I very highly suggest reading these two resources:
Much of the details of the siege will depend upon the exact objective of the aggressors. For instance, what do they need to keep intact?
- anything?
- biosphere?
- industrial infrastructure?
- population?
The more of the planet you need to keep intact, the more effort and time it's going to require to conquer.
If you're just trying to eliminate a threat, then bombard the surface with enough asteroids and/or nuclear weapons to destroy all civilization, it doesn't matter very much whether you kill the population or not since the survivors will be too busy just trying to survive to think about getting even.

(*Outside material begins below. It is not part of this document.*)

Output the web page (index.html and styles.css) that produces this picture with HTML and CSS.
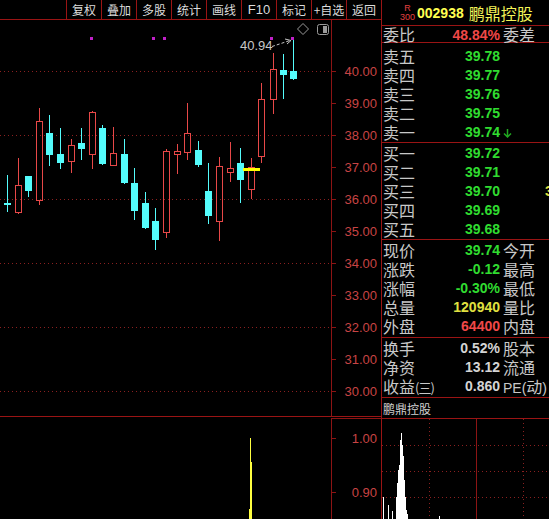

Presumably your attackers want to do more than that and they want something on the surface of the planet captured relatively intact. Since the attackers don't have the troop strength to capture it directly, they're resorting to breaking the will of the population to make them give up that item.
The Attackers
Let's assume the attackers are coming from another solar system.
Advantages
Then the advantages that the attacker has are:
- They get to choose targets
- They can concentrate their forces
- They can run away if/when needed/wanted
- They can change their strategy as needed
- They know the defender's objective (to make the attacker leave)
- They can see large concentrations of the defenders (either military,
industrial, or population on the planet surface).
- They can hold valuable features on the surface of the planet hostage
(e.g. "if you don't surrender, we'll nuke LA")
Disadvantages
- A very long supply-line, so long that, in effect, anything lost
during the conquest you can assume can't be replaced.
- They will be completely visible to the defenders at all times (you
can't hide in space).
- Unlike normal siege operations, the attacker doesn't get resupplied.
Presumably the defenders planet is the only inhabitable one which
means the attacker might run out of food before the defender does.
Defenders
Assuming the planet is inhabitable to begin with (siege of an airless body of the Moon would be totally different), the defenders have many advantages.
Advantages
In a planetary siege the defenders have many advantages:
- You have access to your industrial base
- You have access to your population base
- You have more troops
- You have more resources
- You can replace your losses
- You have access to terrain in which you can hide (e.g. oceans,
mountains, etc.)
- You have a tremendous ability to dump waste heat (for those super
powerful laser beams to sweep the enemy from the sky)
- You mostly should be able to feed yourself (this might actually lead
to mass starvation of the population but a suitably determined
defender might allow an excess population to starve while he kept his
military fed)
- If the defenders know the attacker's objective (e.g. capture the
biosphere relatively intact for colonization), then they can hold
that objective hostage (i.e. "if we lose we're going to bombard the
surface with our remaining nuclear weapons so you don't get it
either!")
- If the attacker doesn't have enough vehicles/satellites to watch the
planet from all sides, the defenders can hide activity (ground
movement, launches, etc.) from the attacker using the bulk of the
planet.
If necessary, a war of attrition strongly favors the defenders. Exchanging almost any number of defenders to get a single attacker is probably a winning strategy for the defenders.
The ground and especially the ocean provides an awesome opportunity for mobile forces to remain hidden from view. The defenders need only use passive sensors to watch the attackers, move nuclear powered submarine nuclear missile boats into the path of the attacker's orbits and then launch missiles when they're out of view. Once the rockets finish the boost phase they become much harder to detect.
Disadvantages
Due to the nature of the engagement, the attackers can see any concentrations of effort (industrial, population, military, etc.) and bombard them to keep the population properly subdued.
In space combat and under normal circumstances any object that isn't thrusting is at risk. If your enemy can predict where you'll be at a certain point in time, they can ensure an asteroid or similar unwelcome event happens at that point in space and time. If you are on a planet's surface, this means you.
Any fixed defensive installation that you have will get at most one shot before the attackers figure out where it is. Then they'll stay out of your firing envelope and ensure you get to see the closeup view of the underside of an asteroid.
Planetary Sieges are not Medieval Sieges writ large
Based upon the above, there will be almost no similarity between the two. The attacker is the one who will worry about the duration of the siege.
But really, read those resources. There's a bunch of information there and many people put a lot of thought into them.
Perhaps tow a large sail to L1, and eclipse enough of the star's light to severely impact the defender's planet's agriculture and economy.